[Bioclusters] Large numbers of files (again...?)

Dan Bolser bioclusters@bioinformatics.org
Wed, 28 Jan 2004 12:25:02 -0000 (GMT)


Hello,

Sorry if this is a repost, I am not sure how your moderation works, but now I am a
member of the list, I am sending this mail again...

-----

I am looking for information regarding an old problem.
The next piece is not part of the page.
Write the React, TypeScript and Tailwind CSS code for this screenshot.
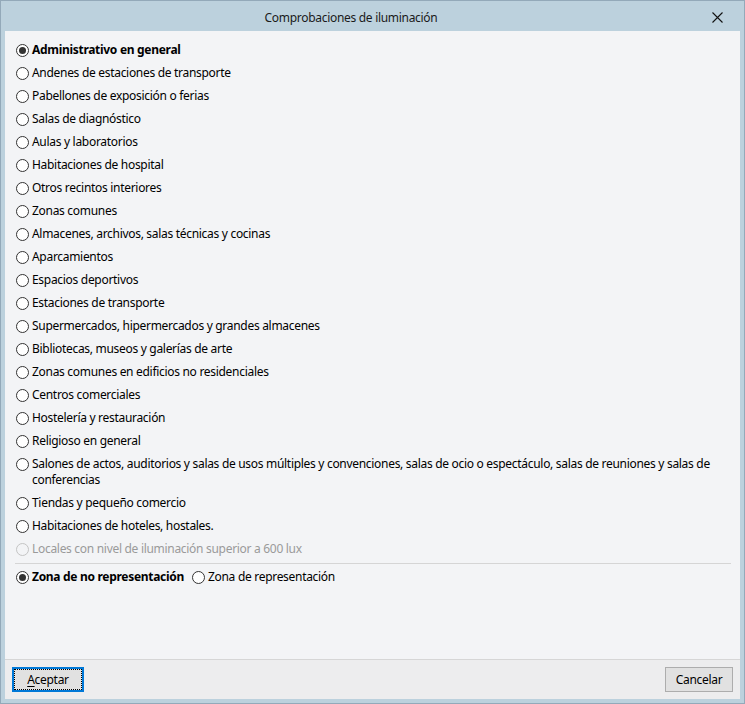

Does anyone have experience dealing with directories with 'large' numbers of files
i.e. around 10,000.

Although I know there are plenty of tools to get around the 'argument list too long'
problem in bash, more generally these directories are sluggish to handle. This is
because the FS uses a linear (un indexed) search of directory listings to find
files.

I accidentally created a directory with 300,000 files, and it was practically a
death trap for the system.

Does anyone have any suggestions about how to handle this kind of situation? For
example I was looking into hashing functions using directories as nodes in the hash
tree. By automatically following the right set of directories you would find your
file, but this underlying behavior could be hidden from the user by using special
tools in a special 'big files' directory.

i.e. $> bigLs bigDir

Any FS implemented in this way? It is frustrating when mysql can easily handle
millions of records, but my file system starts to complain with about 5000 files in
one directory.

Thanks for any help you can give, even if it is just "Don't put 300,000 files in one
directory!".

Cheers,
Dan.